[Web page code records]
· · · ·
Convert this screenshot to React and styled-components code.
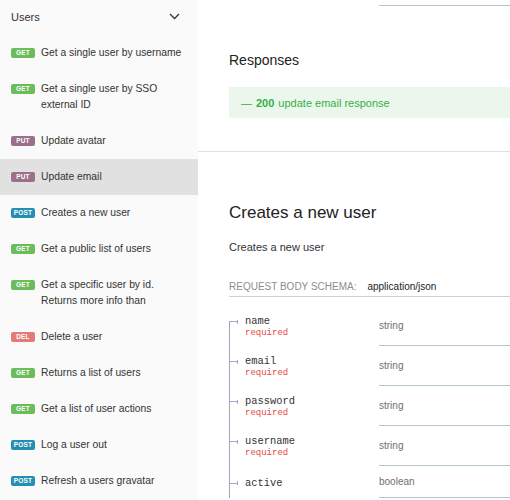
import React from 'react';
import styled, { createGlobalStyle } from 'styled-components';

const GlobalStyle = createGlobalStyle`
  html, body {
    margin: 0;
    padding: 0;
    overflow: hidden;
  }
  body {
    font-family: 'Liberation Sans', Helvetica, Arial, sans-serif;
    color: #333;
  }
`;

const methodColors = {
  get: '#6bbd5b',
  put: '#9b708b',
  post: '#248fb2',
  del: '#e27a7a',
};

const Layout = styled.div`
  display: flex;
  width: 510px;
  height: 500px;
  overflow: hidden;
`;

const Sidebar = styled.nav`
  width: 198px;
  flex-shrink: 0;
  background: #fafafa;
  overflow: hidden;
`;

const GroupHeader = styled.div`
  display: flex;
  align-items: center;
  justify-content: space-between;
  height: 33px;
  padding: 0 18px 2px 11px;
  font-size: 11px;
  color: #333;
`;

const MenuItem = styled.div`
  display: flex;
  align-items: flex-start;
  gap: 6px;
  padding: 10px 12px 10px 11px;
  font-size: 10.3px;
  line-height: 16px;
  color: #333;
  background: ${(p) => (p.$active ? '#e1e1e1' : 'transparent')};
`;

const Badge = styled.span`
  flex-shrink: 0;
  width: 24px;
  height: 10px;
  margin-top: 3px;
  border-radius: 2px;
  background: ${(p) => methodColors[p.$method]};
  color: #fff;
  font-size: 6.5px;
  font-weight: 700;
  line-height: 10px;
  text-align: center;
  text-transform: uppercase;
  letter-spacing: 0.2px;
`;

const Main = styled.main`
  flex: 1;
  background: #fff;
  overflow: hidden;
`;

const PrevTypeCell = styled.div`
  margin-left: 181px;
  height: 5px;
  border-bottom: 1px solid #b3c4cc;
`;

const Section = styled.section`
  padding: ${(p) => p.$pad};
  border-top: ${(p) => (p.$divided ? '1px solid #e1e1e1' : 'none')};
`;

const SectionTitle = styled.h3`
  margin: 0;
  font-size: 14px;
  line-height: 18px;
  font-weight: 400;
  color: #222;
`;

const OperationTitle = styled.h2`
  margin: 0;
  font-size: 17px;
  line-height: 22px;
  font-weight: 400;
  color: #222;
`;

const ResponseBox = styled.div`
  display: flex;
  align-items: center;
  gap: 4px;
  height: 31px;
  margin-top: 18px;
  padding: 0 12px;
  background: #ebf7ed;
  color: #34b044;
  font-size: 11px;

  strong {
    font-weight: 700;
  }
`;

const Description = styled.p`
  margin: 15px 0 0;
  font-size: 11px;
  line-height: 16px;
  color: #333;
`;

const SchemaHeader = styled.div`
  display: flex;
  gap: 11px;
  margin-top: 25px;
  padding-bottom: 2px;
  border-bottom: 1px solid #cfcfcf;
  font-size: 10px;
  line-height: 14px;
`;

const SchemaLabel = styled.span`
  color: #8d8d8d;
  text-transform: uppercase;
`;

const SchemaType = styled.span`
  color: #222;
`;

const Properties = styled.div`
  margin-top: 9px;
`;

const PropRow = styled.div`
  display: flex;
  min-height: 32px;
`;

const NameCell = styled.div`
  width: 150px;
  flex-shrink: 0;
  display: flex;
  flex-direction: column;
  justify-content: center;
  padding: 9px 0 7px;
  box-sizing: border-box;
  background-image: linear-gradient(
    transparent ${(p) => (p.$first ? '16px' : '0')},
    #a3a3cc ${(p) => (p.$first ? '16px' : '0')}
  );
  background-size: 1px 100%;
  background-repeat: no-repeat;
`;

const PropName = styled.span`
  display: flex;
  align-items: center;
  font-family: 'Liberation Mono', Courier, monospace;
  font-size: 10.4px;
  line-height: 13px;
  color: #333;
`;

const Bullet = styled.span`
  display: inline-flex;
  align-items: center;
  margin-right: 7px;

  &::before {
    content: '';
    width: 8px;
    height: 1px;
    background: #a3a3cc;
  }
  &::after {
    content: '';
    width: 1px;
    height: 4px;
    background: #a3a3cc;
  }
`;

const Required = styled.span`
  padding-left: 16px;
  font-family: 'Liberation Mono', Courier, monospace;
  font-size: 9px;
  line-height: 11px;
  color: #e84545;
`;

const TypeCell = styled.div`
  flex: 1;
  display: flex;
  align-items: center;
  border-bottom: 1px solid #b3c4cc;
  font-size: 10px;
  color: #707070;
`;

const menu = [
  { method: 'get', label: 'Get a single user by username' },
  { method: 'get', label: 'Get a single user by SSO external ID' },
  { method: 'put', label: 'Update avatar' },
  { method: 'put', label: 'Update email', active: true },
  { method: 'post', label: 'Creates a new user' },
  { method: 'get', label: 'Get a public list of users' },
  { method: 'get', label: 'Get a specific user by id. Returns more info than' },
  { method: 'del', label: 'Delete a user' },
  { method: 'get', label: 'Returns a list of users' },
  { method: 'get', label: 'Get a list of user actions' },
  { method: 'post', label: 'Log a user out' },
  { method: 'post', label: 'Refresh a users gravatar' },
];

const props = [
  { name: 'name', type: 'string', required: true },
  { name: 'email', type: 'string', required: true },
  { name: 'password', type: 'string', required: true },
  { name: 'username', type: 'string', required: true },
  { name: 'active', type: 'boolean' },
];

function Chevron() {
  return (
    <svg width="11" height="7" viewBox="0 0 11 7" fill="none">
      <path d="M1 1l4.5 4.5L10 1" stroke="#333" strokeWidth="1.3" />
    </svg>
  );
}

export default function App() {
  return (
    <Layout>
      <GlobalStyle />
      <Sidebar>
        <GroupHeader>
          <span>Users</span>
          <Chevron />
        </GroupHeader>
        {menu.map((item) => (
          <MenuItem key={item.label} $active={item.active}>
            <Badge $method={item.method}>{item.method}</Badge>
            <span>{item.label}</span>
          </MenuItem>
        ))}
      </Sidebar>

      <Main>
        <PrevTypeCell />
        <Section $pad="45px 0 33px 31px">
          <SectionTitle>Responses</SectionTitle>
          <ResponseBox>
            <span>—</span>
            <strong>200</strong>
            <span>update email response</span>
          </ResponseBox>
        </Section>

        <Section $divided $pad="50px 0 0 31px">
          <OperationTitle>Creates a new user</OperationTitle>
          <Description>Creates a new user</Description>
          <SchemaHeader>
            <SchemaLabel>Request Body schema:</SchemaLabel>
            <SchemaType>application/json</SchemaType>
          </SchemaHeader>
          <Properties>
            {props.map((p, i) => (
              <PropRow key={p.name}>
                <NameCell $first={i === 0}>
                  <PropName>
                    <Bullet />
                    {p.name}
                  </PropName>
                  {p.required && <Required>required</Required>}
                </NameCell>
                <TypeCell>{p.type}</TypeCell>
              </PropRow>
            ))}
          </Properties>
        </Section>
      </Main>
    </Layout>
  );
}
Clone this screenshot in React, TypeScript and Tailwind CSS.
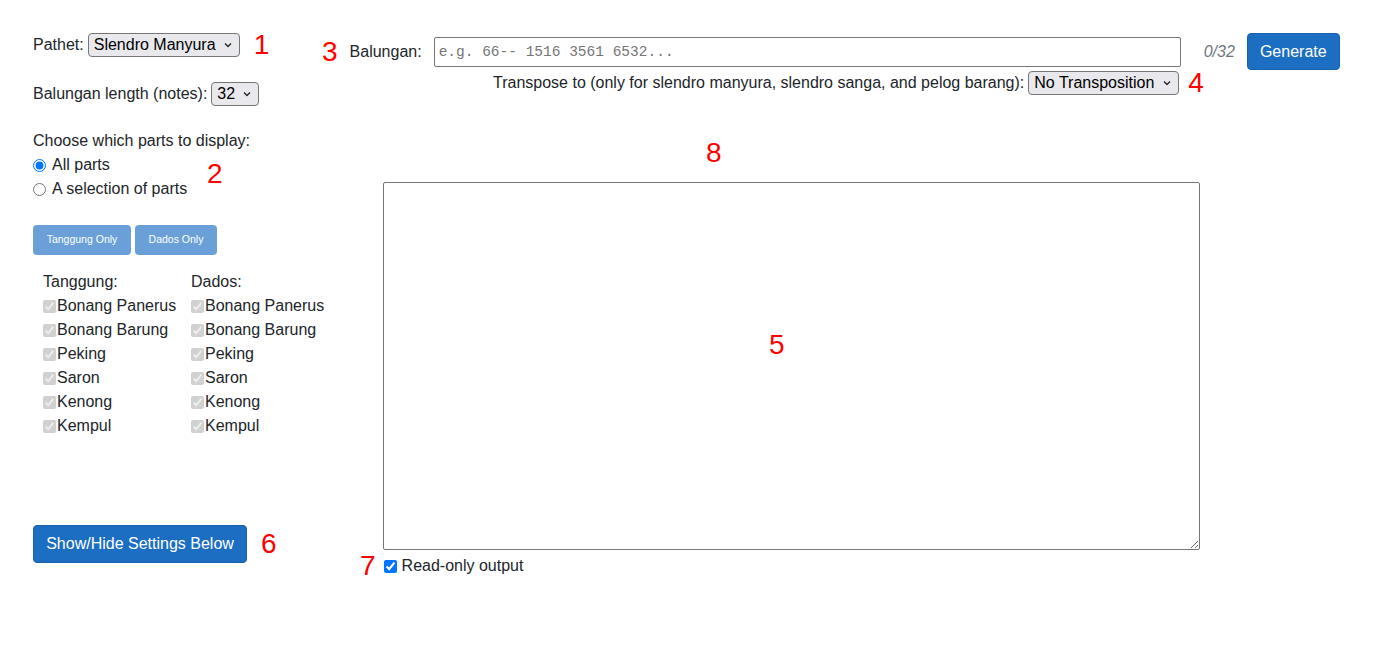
import { useState } from "react";

const parts = ["Bonang Panerus", "Bonang Barung", "Peking", "Saron", "Kenong", "Kempul"];

function Mark({ children, className = "" }: { children: React.ReactNode; className?: string }) {
  return <span className={`text-[28px] leading-[32px] text-[#ff0000] ${className}`}>{children}</span>;
}

function Chevron() {
  return (
    <svg
      className="pointer-events-none absolute right-[8px] top-1/2 -translate-y-1/2"
      width="8"
      height="5"
      viewBox="0 0 8 5"
      fill="none"
    >
      <path d="M1 1l3 3 3-3" stroke="#222" strokeWidth="1.3" />
    </svg>
  );
}

function Select({ value, width, options }: { value: string; width: string; options: string[] }) {
  return (
    <div className={`relative h-[24px] shrink-0 ${width}`}>
      <select
        defaultValue={value}
        className="h-full w-full appearance-none rounded-[4px] border border-[#767676] bg-[#e9e9ed] pl-[5px] pr-[20px] text-[16px] leading-[20px] text-black"
      >
        {options.map((o) => (
          <option key={o}>{o}</option>
        ))}
      </select>
      <Chevron />
    </div>
  );
}

function PartList({ title }: { title: string }) {
  return (
    <div className="whitespace-nowrap">
      <div>{title}</div>
      {parts.map((p) => (
        <label key={p} className="flex h-[24px] items-center">
          <input type="checkbox" checked disabled readOnly className="h-[13px] w-[13px]" />
          <span className="ml-[1px]">{p}</span>
        </label>
      ))}
    </div>
  );
}

export default function App() {
  const [mode, setMode] = useState("all");

  return (
    <div className="flex h-[664px] w-[1396px] bg-white font-['Liberation_Sans',Arial,sans-serif] text-[16px] text-[#212529]">
      {/* Left settings column */}
      <div className="relative flex w-[322px] shrink-0 flex-col pl-[33px]">
        <div className="mt-[33px] flex h-[24px] items-center whitespace-nowrap">
          <span>Pathet:</span>
          <div className="ml-[4px]">
            <Select value="Slendro Manyura" width="w-[152px]" options={["Slendro Manyura", "Slendro Sanga", "Slendro Nem", "Pelog Barang", "Pelog Lima", "Pelog Nem"]} />
          </div>
          <Mark className="ml-[14px]">1</Mark>
        </div>

        <div className="mt-[25px] flex h-[23px] items-center whitespace-nowrap">
          <span>Balungan length (notes):</span>
          <div className="ml-[4px]">
            <Select value="32" width="w-[48px]" options={["8", "16", "32", "64"]} />
          </div>
        </div>

        <div className="mt-[24px] leading-[24px]">Choose which parts to display:</div>
        <label className="flex h-[24px] items-center gap-[6px]">
          <input type="radio" name="mode" checked={mode === "all"} onChange={() => setMode("all")} className="h-[13px] w-[13px]" />
          All parts
        </label>
        <label className="flex h-[24px] items-center gap-[6px]">
          <input type="radio" name="mode" checked={mode === "sel"} onChange={() => setMode("sel")} className="h-[13px] w-[13px]" />
          A selection of parts
        </label>
        <Mark className="absolute left-[207px] top-[158px]">2</Mark>

        <div className="mt-[24px] flex gap-[4px]">
          <button disabled className="h-[30px] w-[98px] rounded-[4px] bg-[#1b6ec2] text-[10.5px] text-white opacity-65">
            Tanggung Only
          </button>
          <button disabled className="h-[30px] w-[82px] rounded-[4px] bg-[#1b6ec2] text-[10.5px] text-white opacity-65">
            Dados Only
          </button>
        </div>

        <div className="ml-[10px] mt-[15px] grid grid-cols-[148px_auto] leading-[24px]">
          <PartList title="Tanggung:" />
          <PartList title="Dados:" />
        </div>

        <div className="mt-[87px] flex items-center">
          <button className="h-[38px] w-[214px] rounded-[4px] border border-[#1861ac] bg-[#1b6ec2] text-[16px] text-white">
            Show/Hide Settings Below
          </button>
          <Mark className="ml-[14px]">6</Mark>
        </div>
      </div>

      {/* Right main column */}
      <div className="flex min-w-0 flex-1 flex-col pr-[55px]">
        <div className="mt-[33px] flex h-[37px] items-center whitespace-nowrap">
          <Mark>3</Mark>
          <span className="ml-[12px]">Balungan:</span>
          <input
            type="text"
            placeholder="e.g. 66-- 1516 3561 6532..."
            className="ml-[12px] h-[30px] w-[747px] shrink-0 rounded-[2px] border border-[#767676] px-[4px] font-['Liberation_Mono',monospace] text-[14.5px] text-black placeholder:text-[#757575]"
          />
          <span className="ml-[23px] italic text-[#6c757d]">0/32</span>
          <button className="ml-[12px] h-[37px] w-[93px] shrink-0 rounded-[4px] border border-[#1861ac] bg-[#1b6ec2] text-white">
            Generate
          </button>
        </div>

        <div className="mt-[1px] flex h-[24px] items-center whitespace-nowrap pl-[171px]">
          <span>Transpose to (only for slendro manyura, slendro sanga, and pelog barang):</span>
          <div className="ml-[4px]">
            <Select value="No Transposition" width="w-[151px]" options={["No Transposition", "Slendro Sanga", "Pelog Barang"]} />
          </div>
          <Mark className="ml-[9px]">4</Mark>
        </div>

        <Mark className="ml-[384px] mt-[42px]">8</Mark>

        <div className="relative ml-[61px] mt-[13px] h-[368px] w-[817px]">
          <textarea readOnly className="h-full w-full rounded-[2px] border border-[#767676] p-[4px]" />
          <Mark className="pointer-events-none absolute left-[386px] top-[147px]">5</Mark>
        </div>

        <div className="ml-[38px] flex h-[32px] items-center">
          <Mark>7</Mark>
          <label className="ml-[8px] flex items-center gap-[5px]">
            <input type="checkbox" defaultChecked className="h-[13px] w-[13px]" />
            Read-only output
          </label>
        </div>
      </div>
    </div>
  );
}
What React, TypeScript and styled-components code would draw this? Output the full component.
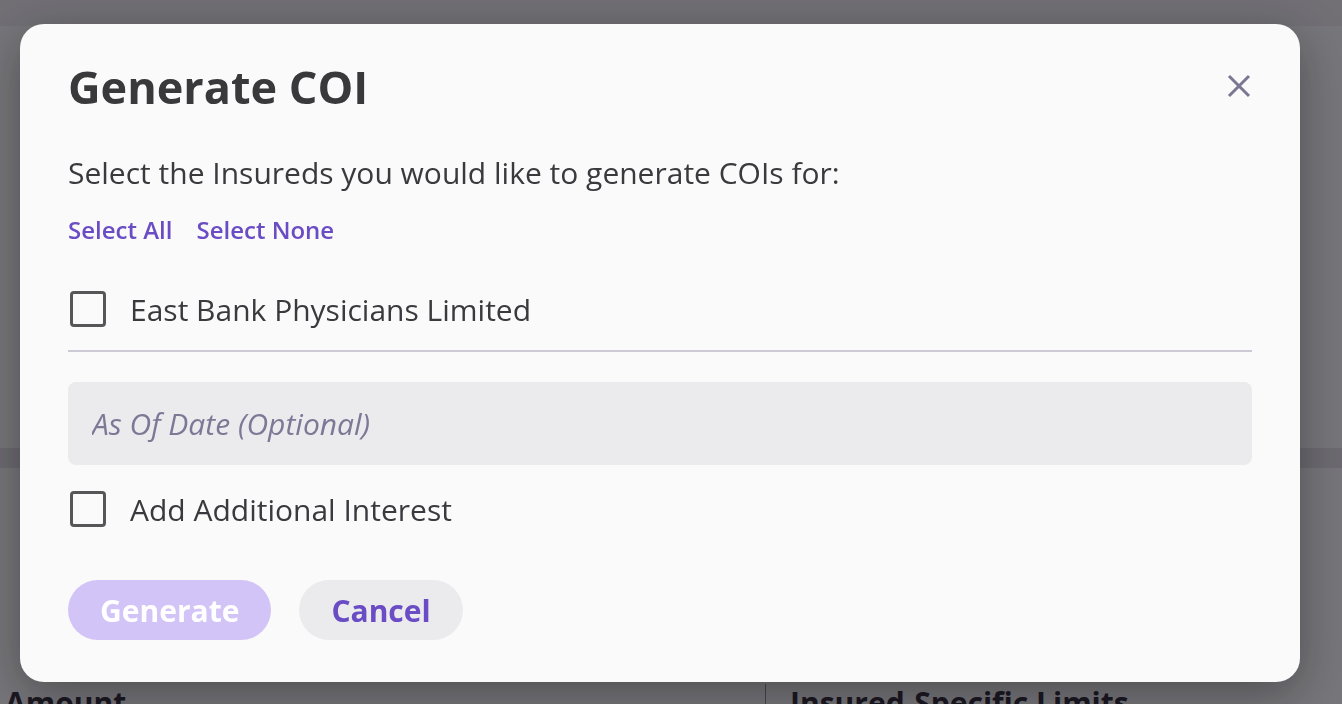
· · · ·
* **WORK INSTRUCTIONS**
Show all lines in the entries above where the string "screenshot" appears.

* **RESULT**
Convert this screenshot to React and styled-components code.
Clone this screenshot in React, TypeScript and Tailwind CSS.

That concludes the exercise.